Does every Barbarian character in your games have to be a savage musclebound brute from the wilds or wastes that eats with his hands, swings a weapon as big as himself, wears only scant furs, and communicates with grunts?
Would you be okay with someone playing a Barbarian with this backstory: He grew up on the streets in a city as an orphan, learning to take care of himself because nobody else would. Developed an intense anger at the world for the vast unfairness in his life. Tried to join the local army/militia as a teen, went through training, and got kicked out because he lost his temper in a training bout and cripped another recruit. He wanders, seeking a chance to prove himself, alwaye eagre to fight, still brimming woth anger.
Nothing there that says barbarian as in furs or savagery, but it's a perfectly fine excuse for someone who fights by drawing power from their anger.Furthermore, muchkining is attempting to get a mechanical advantage. Using Barbarian as one's class gives one no more advantage than anyone else playing a Barbarian, regardless of what the character calls themself. Calling yourself a Monk doesn't give you +WIS to AC, or Flurry of Blows. It means the character believes he is part of the monastic tradition.

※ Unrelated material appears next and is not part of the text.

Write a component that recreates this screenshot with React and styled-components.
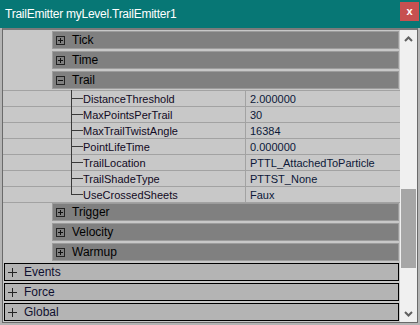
import React from "react";
import styled, { createGlobalStyle } from "styled-components";

const GlobalStyle = createGlobalStyle`
    html, body {
        margin: 0;
        padding: 0;
        background: #f0f0f0;
    }
    body {
        font-family: "Liberation Sans", Arial, sans-serif;
    }
`;

const Window = styled.div`
    width: 420px;
    height: 325px;
    display: flex;
    flex-direction: column;
    overflow: hidden;
`;

const TitleBar = styled.div`
    height: 28px;
    flex: none;
    background: #077775;
    display: flex;
    align-items: center;
    padding-left: 5px;
    padding-right: 1px;
    box-sizing: border-box;
    color: #fff;
    font-size: 12px;
    letter-spacing: -0.25px;
`;

const Title = styled.span`
    flex: 1;
    padding-bottom: 1px;
`;

const CloseButton = styled.div`
    width: 19px;
    height: 19px;
    margin-top: -5px;
    background: #c75050;
    color: #fff;
    font: bold 11px "Liberation Sans", Arial, sans-serif;
    letter-spacing: 0;
    display: flex;
    align-items: center;
    justify-content: center;
    padding-bottom: 1px;
    box-sizing: border-box;
`;

const Frame = styled.div`
    flex: 1;
    display: flex;
    border: 2px solid #b4b4b4;
    border-top: none;
    min-height: 0;
`;

const Inner = styled.div`
    flex: 1;
    display: flex;
    border: 1px solid #6a6a6a;
    border-top: 2px solid #7a7a7a;
    min-height: 0;
`;

const Content = styled.div`
    flex: 1;
    background: #c8c8c8;
    overflow: hidden;
    font-size: 11px;
`;

const CatRow = styled.div`
    height: 18px;
    box-sizing: border-box;
    margin: 1px 1px 2px 49px;
    background: #808080;
    border: 1px solid #9c9c9c;
    display: flex;
    align-items: center;
    padding-left: 3px;
    color: #000;
    font-size: 12px;
`;

const TopRow = styled.div`
    height: 18px;
    box-sizing: border-box;
    margin: 1px 1px 2px 1px;
    background: #b4b4b4;
    border: 1px solid #000;
    display: flex;
    align-items: center;
    padding-left: 2px;
    color: #101030;
    font-size: 12px;
`;

const Box = styled.span`
    width: 9px;
    height: 9px;
    box-sizing: border-box;
    border: 1px solid #222;
    position: relative;
    margin-right: 7px;
    flex: none;

    &::before {
        content: "";
        position: absolute;
        left: 1px;
        right: 1px;
        top: 3px;
        height: 1px;
        background: #111;
    }
    &::after {
        content: "";
        position: absolute;
        top: 1px;
        bottom: 1px;
        left: 3px;
        width: 1px;
        background: #111;
        display: ${(p) => (p.open ? "none" : "block")};
    }
`;

const Plus = styled.span`
    width: 9px;
    height: 9px;
    position: relative;
    margin-left: 1px;
    margin-right: 7px;
    flex: none;

    &::before {
        content: "";
        position: absolute;
        left: 0;
        right: 0;
        top: 4px;
        height: 1px;
        background: #222;
    }
    &::after {
        content: "";
        position: absolute;
        top: 0;
        bottom: 0;
        left: 4px;
        width: 1px;
        background: #222;
    }
`;

const PropList = styled.div`
    border-top: 1px solid #a2a2a2;
    margin: -1px 0 -1px 0;
`;

const PropRow = styled.div`
    display: flex;
    height: 16px;
    box-sizing: border-box;
    border-bottom: 1px solid #a2a2a2;
`;

const NameCell = styled.div`
    width: 242px;
    flex: none;
    display: flex;
    align-items: center;
    border-right: 1px solid #a2a2a2;
    color: #120a24;
`;

const Gutter = styled.span`
    width: 12px;
    height: 16px;
    margin-left: 68px;
    margin-bottom: -1px;
    flex: none;
    position: relative;

    &::before {
        content: "";
        position: absolute;
        left: 0;
        top: -1px;
        width: 1px;
        height: ${(p) => (p.last ? "9px" : "17px")};
        background: #3a3a3a;
    }
    &::after {
        content: "";
        position: absolute;
        left: 0;
        top: 7px;
        width: 12px;
        height: 1px;
        background: #3a3a3a;
    }
`;

const ValueCell = styled.div`
    flex: 1;
    display: flex;
    align-items: center;
    padding-left: 4px;
    color: #0c1838;
`;

const Scrollbar = styled.div`
    width: 17px;
    flex: none;
    background: #f0f0f0;
    display: flex;
    flex-direction: column;
`;

const Arrow = styled.div`
    height: 17px;
    flex: none;
    display: flex;
    align-items: center;
    justify-content: center;
`;

const Track = styled.div`
    flex: 1;
    padding-top: 142px;
`;

const Thumb = styled.div`
    width: 15px;
    height: 79px;
    margin-left: 1px;
    background: #a6a6a6;
`;

const Chevron = ({ up }) => (
    <svg width="9" height="6" viewBox="0 0 9 6">
        <path
            d={up ? "M1 5 L4.5 1.5 L8 5" : "M1 1 L4.5 4.5 L8 1"}
            fill="none"
            stroke="#606060"
            strokeWidth="2"
        />
    </svg>
);

const props = [
    ["DistanceThreshold", "2.000000"],
    ["MaxPointsPerTrail", "30"],
    ["MaxTrailTwistAngle", "16384"],
    ["PointLifeTime", "0.000000"],
    ["TrailLocation", "PTTL_AttachedToParticle"],
    ["TrailShadeType", "PTTST_None"],
    ["UseCrossedSheets", "Faux"],
];

const App = () => {
    return (
        <Window>
            <GlobalStyle />
            <TitleBar>
                <Title>TrailEmitter myLevel.TrailEmitter1</Title>
                <CloseButton>x</CloseButton>
            </TitleBar>
            <Frame>
                <Inner>
                    <Content>
                        {["Tick", "Time"].map((name) => (
                            <CatRow key={name}>
                                <Box />
                                {name}
                            </CatRow>
                        ))}
                        <CatRow>
                            <Box open />
                            Trail
                        </CatRow>
                        <PropList>
                            {props.map(([name, value], i) => (
                                <PropRow key={name}>
                                    <NameCell>
                                        <Gutter last={i === props.length - 1} />
                                        {name}
                                    </NameCell>
                                    <ValueCell>{value}</ValueCell>
                                </PropRow>
                            ))}
                        </PropList>
                        {["Trigger", "Velocity", "Warmup"].map((name) => (
                            <CatRow key={name}>
                                <Box />
                                {name}
                            </CatRow>
                        ))}
                        {["Events", "Force", "Global"].map((name) => (
                            <TopRow key={name}>
                                <Plus />
                                {name}
                            </TopRow>
                        ))}
                    </Content>
                    <Scrollbar>
                        <Arrow>
                            <Chevron up />
                        </Arrow>
                        <Track>
                            <Thumb />
                        </Track>
                        <Arrow>
                            <Chevron />
                        </Arrow>
                    </Scrollbar>
                </Inner>
            </Frame>
        </Window>
    );
};

export default App;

There is an NPC in one of the Kingmaker books that has some levels of barbarian b/c he has anger management issues. Should we call that guy a munchkin? I think the issue is that in 3.x days, barbarians were by default savages, they weren't even literate. That is no longer the case. Personally, I still enjoy playing a wild & crazy barbarian, but story-wise there's no reason that any warrior with a really bad temper couldn't be a barbarian.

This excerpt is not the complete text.